## START

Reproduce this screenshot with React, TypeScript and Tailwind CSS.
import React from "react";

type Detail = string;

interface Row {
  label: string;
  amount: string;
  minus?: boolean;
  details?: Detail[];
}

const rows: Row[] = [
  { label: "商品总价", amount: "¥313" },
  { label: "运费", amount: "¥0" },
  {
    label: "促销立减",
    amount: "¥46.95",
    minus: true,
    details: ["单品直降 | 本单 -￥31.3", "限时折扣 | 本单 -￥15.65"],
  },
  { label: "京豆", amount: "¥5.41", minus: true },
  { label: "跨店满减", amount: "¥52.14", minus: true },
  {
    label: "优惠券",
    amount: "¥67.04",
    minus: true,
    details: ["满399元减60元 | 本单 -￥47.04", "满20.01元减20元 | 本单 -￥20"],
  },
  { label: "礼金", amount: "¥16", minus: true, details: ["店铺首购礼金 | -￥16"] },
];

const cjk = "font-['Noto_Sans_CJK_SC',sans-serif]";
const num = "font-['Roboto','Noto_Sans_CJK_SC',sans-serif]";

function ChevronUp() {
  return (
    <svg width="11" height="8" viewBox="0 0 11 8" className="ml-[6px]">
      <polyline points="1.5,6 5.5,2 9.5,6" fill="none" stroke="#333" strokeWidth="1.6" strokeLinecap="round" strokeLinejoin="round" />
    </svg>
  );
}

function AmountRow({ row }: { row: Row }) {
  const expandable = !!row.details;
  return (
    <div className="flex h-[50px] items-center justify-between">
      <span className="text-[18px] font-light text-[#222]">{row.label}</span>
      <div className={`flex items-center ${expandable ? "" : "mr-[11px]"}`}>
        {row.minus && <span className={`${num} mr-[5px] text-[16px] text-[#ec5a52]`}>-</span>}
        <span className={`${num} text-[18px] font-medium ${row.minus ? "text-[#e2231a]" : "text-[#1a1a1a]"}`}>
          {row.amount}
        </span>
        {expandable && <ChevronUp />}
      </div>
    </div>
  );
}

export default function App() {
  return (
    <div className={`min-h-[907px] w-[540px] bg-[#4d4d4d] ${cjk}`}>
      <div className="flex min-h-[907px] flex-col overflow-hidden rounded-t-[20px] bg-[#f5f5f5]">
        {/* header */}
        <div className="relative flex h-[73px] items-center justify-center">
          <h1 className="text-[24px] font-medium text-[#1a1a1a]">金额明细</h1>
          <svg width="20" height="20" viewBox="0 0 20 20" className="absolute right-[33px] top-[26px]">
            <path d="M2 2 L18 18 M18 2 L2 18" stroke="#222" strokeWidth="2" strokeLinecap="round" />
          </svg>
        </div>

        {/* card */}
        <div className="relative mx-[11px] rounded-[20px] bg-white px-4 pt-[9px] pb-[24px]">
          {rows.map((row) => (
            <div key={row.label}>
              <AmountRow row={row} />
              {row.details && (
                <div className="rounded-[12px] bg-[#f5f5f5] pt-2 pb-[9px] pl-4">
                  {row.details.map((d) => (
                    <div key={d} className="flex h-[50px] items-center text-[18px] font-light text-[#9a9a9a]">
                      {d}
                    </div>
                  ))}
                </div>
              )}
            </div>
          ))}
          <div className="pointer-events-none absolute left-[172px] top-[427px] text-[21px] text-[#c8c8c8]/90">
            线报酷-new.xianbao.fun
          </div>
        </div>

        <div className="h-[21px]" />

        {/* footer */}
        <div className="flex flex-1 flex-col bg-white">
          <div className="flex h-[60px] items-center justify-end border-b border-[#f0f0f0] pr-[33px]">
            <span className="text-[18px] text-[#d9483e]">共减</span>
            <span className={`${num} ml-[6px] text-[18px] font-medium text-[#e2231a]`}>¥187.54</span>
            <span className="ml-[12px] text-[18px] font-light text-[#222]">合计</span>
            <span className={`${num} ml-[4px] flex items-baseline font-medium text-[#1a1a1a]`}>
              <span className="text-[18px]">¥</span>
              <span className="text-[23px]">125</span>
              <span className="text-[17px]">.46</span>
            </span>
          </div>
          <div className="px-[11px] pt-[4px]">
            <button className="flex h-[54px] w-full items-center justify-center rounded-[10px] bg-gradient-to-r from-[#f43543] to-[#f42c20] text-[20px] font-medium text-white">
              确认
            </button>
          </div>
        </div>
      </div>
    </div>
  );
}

## END

— What is asked —
Output the listing above without altering a single character.

— Correct output —
Reproduce this screenshot with React, TypeScript and Tailwind CSS.
import React from "react";

type Detail = string;

interface Row {
  label: string;
  amount: string;
  minus?: boolean;
  details?: Detail[];
}

const rows: Row[] = [
  { label: "商品总价", amount: "¥313" },
  { label: "运费", amount: "¥0" },
  {
    label: "促销立减",
    amount: "¥46.95",
    minus: true,
    details: ["单品直降 | 本单 -￥31.3", "限时折扣 | 本单 -￥15.65"],
  },
  { label: "京豆", amount: "¥5.41", minus: true },
  { label: "跨店满减", amount: "¥52.14", minus: true },
  {
    label: "优惠券",
    amount: "¥67.04",
    minus: true,
    details: ["满399元减60元 | 本单 -￥47.04", "满20.01元减20元 | 本单 -￥20"],
  },
  { label: "礼金", amount: "¥16", minus: true, details: ["店铺首购礼金 | -￥16"] },
];

const cjk = "font-['Noto_Sans_CJK_SC',sans-serif]";
const num = "font-['Roboto','Noto_Sans_CJK_SC',sans-serif]";

function ChevronUp() {
  return (
    <svg width="11" height="8" viewBox="0 0 11 8" className="ml-[6px]">
      <polyline points="1.5,6 5.5,2 9.5,6" fill="none" stroke="#333" strokeWidth="1.6" strokeLinecap="round" strokeLinejoin="round" />
    </svg>
  );
}

function AmountRow({ row }: { row: Row }) {
  const expandable = !!row.details;
  return (
    <div className="flex h-[50px] items-center justify-between">
      <span className="text-[18px] font-light text-[#222]">{row.label}</span>
      <div className={`flex items-center ${expandable ? "" : "mr-[11px]"}`}>
        {row.minus && <span className={`${num} mr-[5px] text-[16px] text-[#ec5a52]`}>-</span>}
        <span className={`${num} text-[18px] font-medium ${row.minus ? "text-[#e2231a]" : "text-[#1a1a1a]"}`}>
          {row.amount}
        </span>
        {expandable && <ChevronUp />}
      </div>
    </div>
  );
}

export default function App() {
  return (
    <div className={`min-h-[907px] w-[540px] bg-[#4d4d4d] ${cjk}`}>
      <div className="flex min-h-[907px] flex-col overflow-hidden rounded-t-[20px] bg-[#f5f5f5]">
        {/* header */}
        <div className="relative flex h-[73px] items-center justify-center">
          <h1 className="text-[24px] font-medium text-[#1a1a1a]">金额明细</h1>
          <svg width="20" height="20" viewBox="0 0 20 20" className="absolute right-[33px] top-[26px]">
            <path d="M2 2 L18 18 M18 2 L2 18" stroke="#222" strokeWidth="2" strokeLinecap="round" />
          </svg>
        </div>

        {/* card */}
        <div className="relative mx-[11px] rounded-[20px] bg-white px-4 pt-[9px] pb-[24px]">
          {rows.map((row) => (
            <div key={row.label}>
              <AmountRow row={row} />
              {row.details && (
                <div className="rounded-[12px] bg-[#f5f5f5] pt-2 pb-[9px] pl-4">
                  {row.details.map((d) => (
                    <div key={d} className="flex h-[50px] items-center text-[18px] font-light text-[#9a9a9a]">
                      {d}
                    </div>
                  ))}
                </div>
              )}
            </div>
          ))}
          <div className="pointer-events-none absolute left-[172px] top-[427px] text-[21px] text-[#c8c8c8]/90">
            线报酷-new.xianbao.fun
          </div>
        </div>

        <div className="h-[21px]" />

        {/* footer */}
        <div className="flex flex-1 flex-col bg-white">
          <div className="flex h-[60px] items-center justify-end border-b border-[#f0f0f0] pr-[33px]">
            <span className="text-[18px] text-[#d9483e]">共减</span>
            <span className={`${num} ml-[6px] text-[18px] font-medium text-[#e2231a]`}>¥187.54</span>
            <span className="ml-[12px] text-[18px] font-light text-[#222]">合计</span>
            <span className={`${num} ml-[4px] flex items-baseline font-medium text-[#1a1a1a]`}>
              <span className="text-[18px]">¥</span>
              <span className="text-[23px]">125</span>
              <span className="text-[17px]">.46</span>
            </span>
          </div>
          <div className="px-[11px] pt-[4px]">
            <button className="flex h-[54px] w-full items-center justify-center rounded-[10px] bg-gradient-to-r from-[#f43543] to-[#f42c20] text-[20px] font-medium text-white">
              确认
            </button>
          </div>
        </div>
      </div>
    </div>
  );
}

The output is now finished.